South Asia: Ten Years After September 11 and Terrorism Is as Strong as Ever
No one is safe; no area in Pakistan or Afghanistan can be considered stable.
September 23, 2011 - 12:00 am
Afghanistan was the place where the September 11 attacks were planned. Ten years later, terrorism is still a daily fact of life not only in Afghanistan but in neighboring Pakistan and also India. Many of these attacks have their origin in the same forces that struck New York and Washington on that terrible day. While al-Qaeda, which lacks a local base, is merely surviving, its partner, the Taliban, is thriving.
South Asia is in the midst of a full-scale terrorism war that has no sign of abating. During this last decade, thousands of people in all three countries have been murdered in the struggle to impose radical Islamist regimes, with no end in sight. And many of these deaths have been caused by the Taliban and local al-Qaeda-oriented groups. As President Barack Obama declares that al-Qaeda is on the run and close to being destroyed, that idea is daily disproved in this part of the world.
One would expect that few places in South Asia would be more secure than the Delhi High Court in India’s capital. But at 10:30 on the morning of September 7, a powerful explosion ripped through a crowd at the court, just outside Gate No. 5 and close to the country’s most important modern monument, the India Gate. Eleven were killed and more than 70 injured. Bad as that was, this bombing was only one of the four worst attacks over the last three years.

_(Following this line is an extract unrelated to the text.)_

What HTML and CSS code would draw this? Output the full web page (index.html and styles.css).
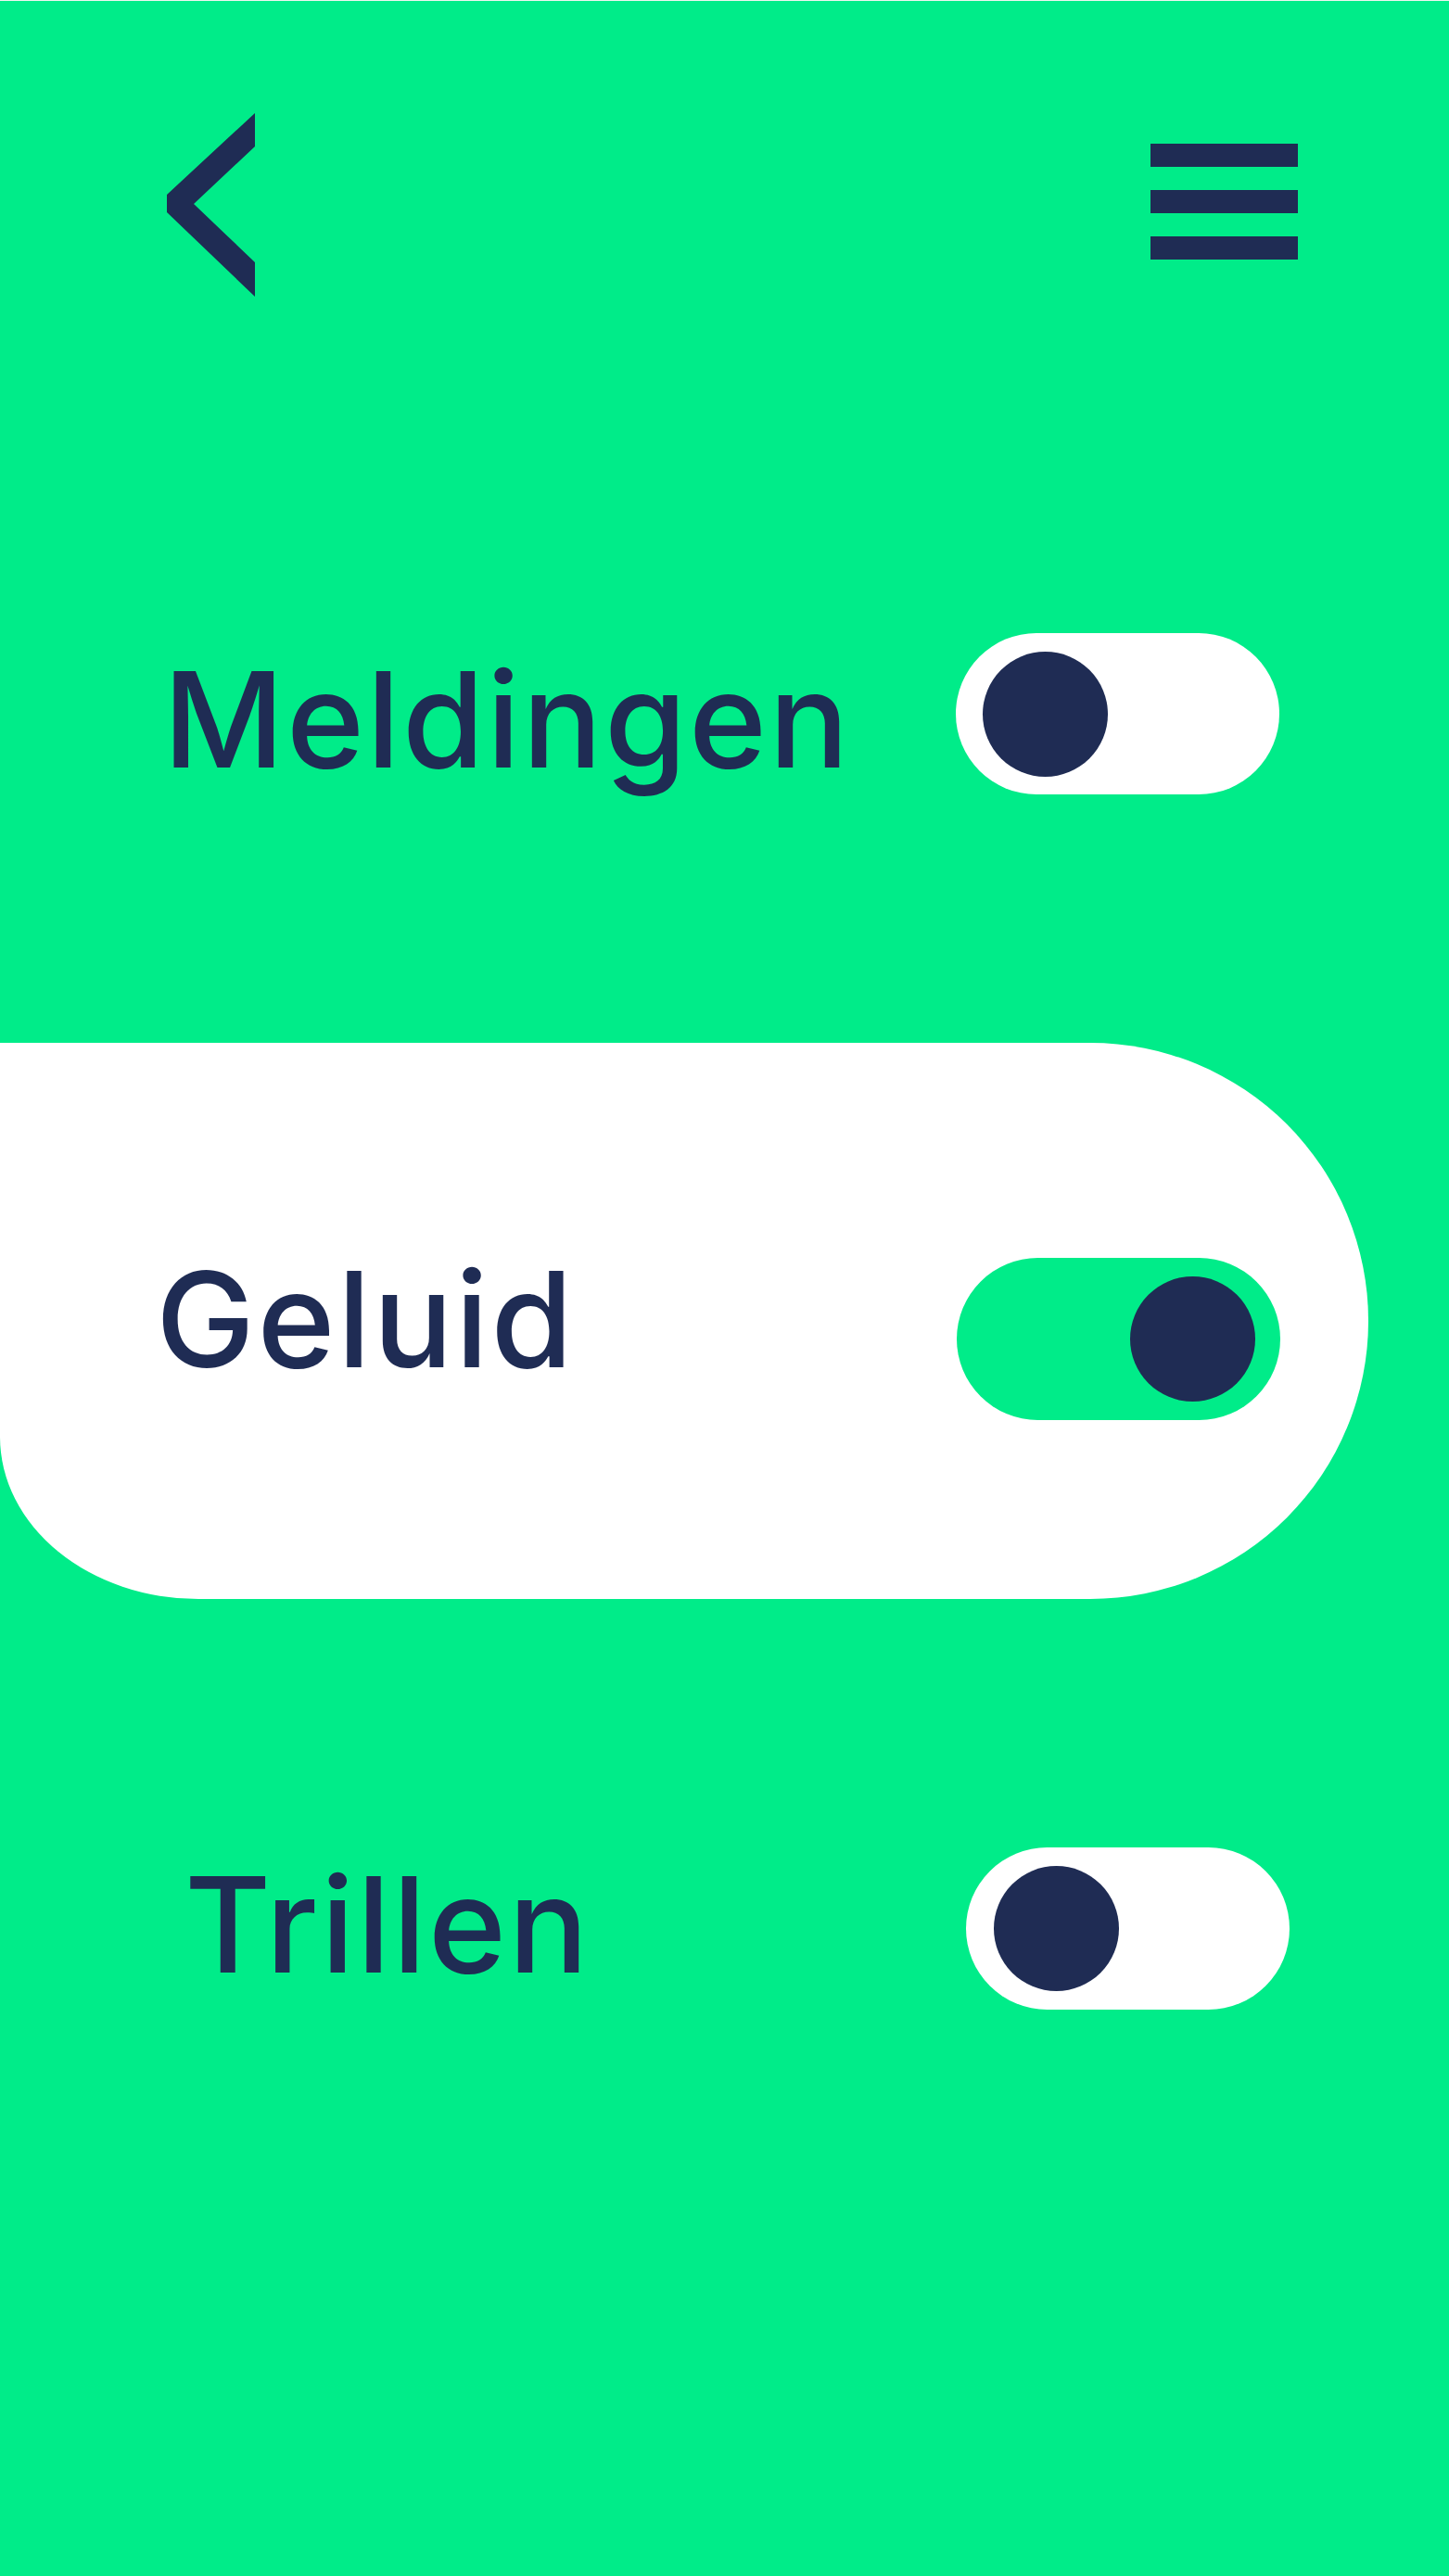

Despite the fact that the court is located in a high-security area — equivalent to a bomb on the grounds of the U.S. Supreme Court in Washington — this was the second attack inside the premises in four months.
The Pakistan-based, al-Qaeda connected Harkat-ul-jihad al-islami (HuJI) said it did the attack to demand cancellation of the death sentence of one of its men for having attacked India’s parliament in 2001. In the last decade the group has committed many bloody assaults in India.
Meanwhile, in Quetta, Pakistan, 25 were killed and 55 injured by suicide bombers at a government office and a general’s home, where the officer’s wife was killed and he was wounded. This was done by the Pakistani Taliban to avenge the arrests of al-Qaeda agents.
Within Afghanistan, the list of attacks, killed, and wounded during recent months would go on for pages. President Karzai’s advisor, Jan Mohammad Khan, and the mayor of Kandahar were assassinated. Police stations and military bases were hit by suicide bombers. The downing of an American helicopter by the Taliban killed 30 U.S. SEALs. Hundreds of civilians, NATO and Afghan soldiers, and terrorists were killed.
As the United States withdraws its troops from Afghanistan and after the killing of Osama bin Laden, no one is safe; no area in Pakistan or Afghanistan can be considered stable.
In a show of strength, a Taliban unit with al-Qaeda connections invaded Kabul on September 13 and seized control of a nine-story building under construction just 300 yards from the U.S. embassy and NATO headquarters, firing 10 rocket-propelled grenades. An all-day gun battle was required before the terrorists either fled or were killed. Four police and two civilians were killed along with a half-dozen terrorists.
The terrorists probably never heard of the Tet offensive in South Vietnam, in which insurgents showed their ability to penetrate anywhere in Saigon or other supposedly secure areas. The political implications of such acts — saying in this case that the Taliban cannot be defeated and the U.S. and NATO have not won — exceed their strategic value.
This was no isolated attack. On June 29, nine insurgents stormed the Intercontinental Hotel armed with rifles and rocket launchers on the eve of a major Afghan government conference. They killed at least 12 people and held off NATO and Afghan forces for five hours, until U.S.-launched helicopter airstrikes killed the last insurgents hiding on the roof.
On August 18, Taliban suicide bombers stormed a British compound in an upscale Kabul neighborhood, killing eight people during an eight-hour firefight, as two English-language teachers and their bodyguard hid in a locked panic room. Those killed included five policemen, a municipal worker, and a New Zealand special forces soldier shot in the chest as he tried to free the hostages.
Meanwhile, the Afghan government talks of integrating the Taliban into mainstream politics and power-sharing. Whatever upbeat reports are circulated by the U.S. and other governments, the Taliban has the upper hand. Ten years after September 11, the United States has not defeated the Taliban or even ensured that it cannot return to power in a short period of time. The Taliban cannot beat the NATO forces but they merely need to outwait them.